How many times have gamers heard “Get a job” or “You can’t care for a family by playing games”? Well, the gaming revolution during the past couple of years proved both these statements wrong, and one doesn’t need to look past esports to see that playing games is as much of a profession as any other.
If it weren’t the case, then why would companies spend millions on gaming arenas and tournaments and why would colleges award scholarships to gamers?
HyperX Esports Arena Las Vegas
As a testament to the booming popularity of gaming, last year, gamers and fans got an entire arena dedicated to them: the HyperX Esports Arena Las Vegas.
The state-of-the-art venue, located at the Luxor Hotel and co-created by HyperX, Allied Esports and Esports Arena, quickly became a go-to venue for some of the most significant events around the esports world. Only days ago, the arena hosted the NBA 2K — the first time the tournament played outside its home studio in New York.
On June 18th during the NHL Awards, the Mandalay Bay resort in Vegas will host another major esports battle: the NHL Gaming World Championship Final.
NHL Gaming World Championship
Now that the championship has entered the live regional finals, players had the chance on May 13th to make their picks. The virtual draft saw Edmonton Oilers’ Connor McDavid as the “No. 1 [selection] in all three regional drafts.”
The EU Regional Live Final will take place on May 18th, the Canadian final on May 25th and May 30th for the U.S. regional face-off. On June 3rd, players will make their picks for the final draft. Finally, on June 18th, the winners and runners-up from each region will head to Vegas for the final battle to “win their share of $100,000” and “attend the NHL Awards [and] meet NHL star players.”

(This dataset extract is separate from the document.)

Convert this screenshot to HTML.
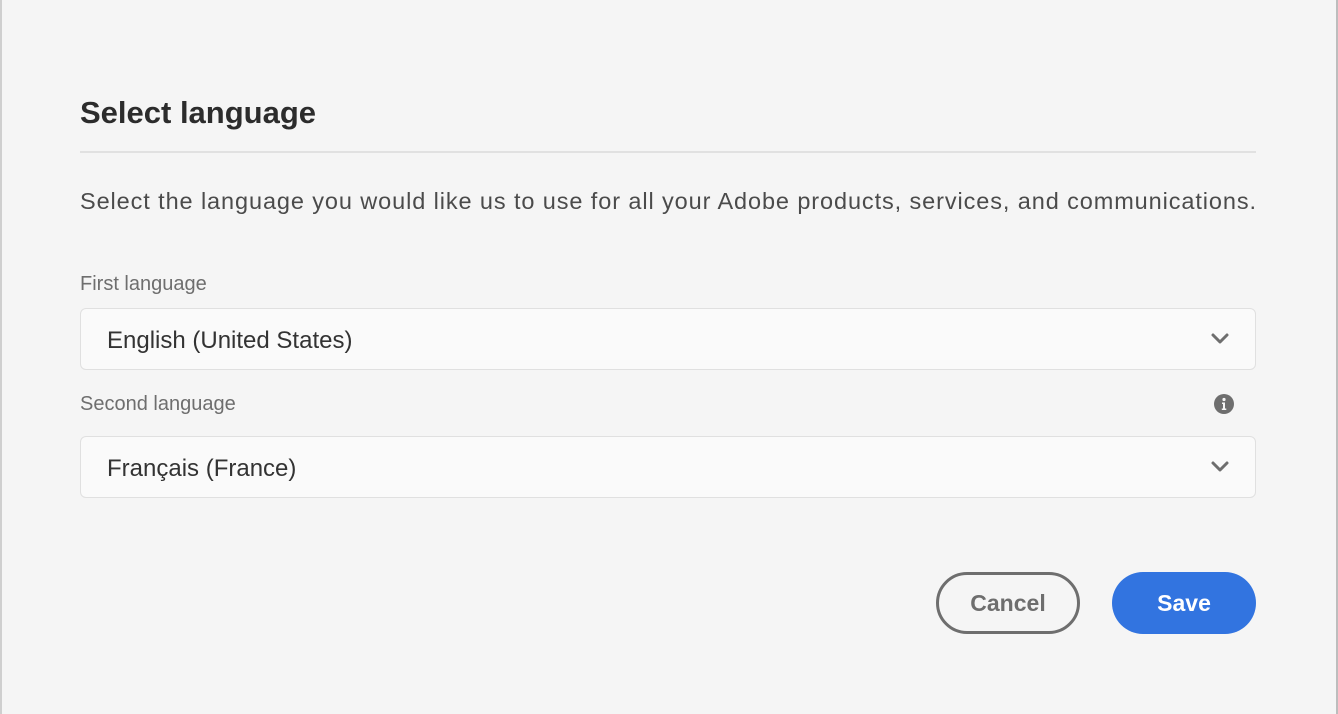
<!DOCTYPE html>
<html><head><style>
body{margin:0;width:1338px;height:714px;background:#f5f5f5;font-family:"Liberation Sans",sans-serif;position:relative;overflow:hidden}
.a{position:absolute}
.lb{left:80px;font-size:20px;color:#6e6e6e;white-space:nowrap}
.f{left:80px;width:1174px;height:60px;border:1px solid #e0e0e0;border-radius:6px;background:#fafafa}
.f span{position:absolute;left:26px;top:18px;font-size:24px;color:#333}
.f svg{position:absolute;right:25px;top:22px}
.b{top:572px;height:62px;border-radius:32px;box-sizing:border-box;font-size:23px;font-weight:bold;display:flex;align-items:center;justify-content:center}
</style></head><body>
<div class="a" style="left:0;top:0;width:2px;height:714px;background:#cfcfcf"></div>
<div class="a" style="right:0;top:0;width:2px;height:714px;background:#bdbdbd"></div>
<div class="a" style="left:80px;top:95px;font-size:31px;font-weight:bold;color:#2c2c2c">Select language</div>
<div class="a" style="left:80px;top:151px;width:1176px;height:2px;background:#e1e1e1"></div>
<div class="a" style="left:80px;top:188px;font-size:23.5px;letter-spacing:0.9px;color:#4b4b4b;white-space:nowrap">Select the language you would like us to use for all your Adobe products, services, and communications.</div>
<div class="a lb" style="top:273px">First language</div>
<div class="a f" style="top:308px"><span>English (United States)</span><svg width="20" height="14" viewBox="0 0 20 14"><path d="M3 4l7 7 7-7" fill="none" stroke="#6e6e6e" stroke-width="3" stroke-linecap="round" stroke-linejoin="round"/></svg></div>
<div class="a lb" style="top:393px">Second language</div>
<svg class="a" style="left:1214px;top:394px" width="20" height="20" viewBox="0 0 20 20"><circle cx="10" cy="10" r="10" fill="#6e6e6e"/><circle cx="10" cy="5.5" r="1.6" fill="#f5f5f5"/><path d="M8 8.5h3v6h1.3v1.5H7.8v-1.5H9V10H8z" fill="#f5f5f5"/></svg>
<div class="a f" style="top:436px"><span>Français (France)</span><svg width="20" height="14" viewBox="0 0 20 14"><path d="M3 4l7 7 7-7" fill="none" stroke="#6e6e6e" stroke-width="3" stroke-linecap="round" stroke-linejoin="round"/></svg></div>
<div class="a b" style="left:936px;width:144px;border:3px solid #6e6e6e;color:#6e6e6e">Cancel</div>
<div class="a b" style="left:1112px;width:144px;background:#3274e0;color:#fff">Save</div>
</body></html>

A tournament prize pool of $100 000 is yet another proof to naysayers that gaming does indeed provide a living. The industry has grown so much that now bookmakers accept wagering on esports.
While real-game betting like on the Stanley Cup winner will reportedly be worth more than $150 billion in five years, esports betting will grow to reach $1.5 billion by the next year.
The number might pale against its “real-play” counterpart, but it’s quite an achievement considering it has only been a little over a decade since the gaming world entered the stage of having professional gamers compete for hefty prizes.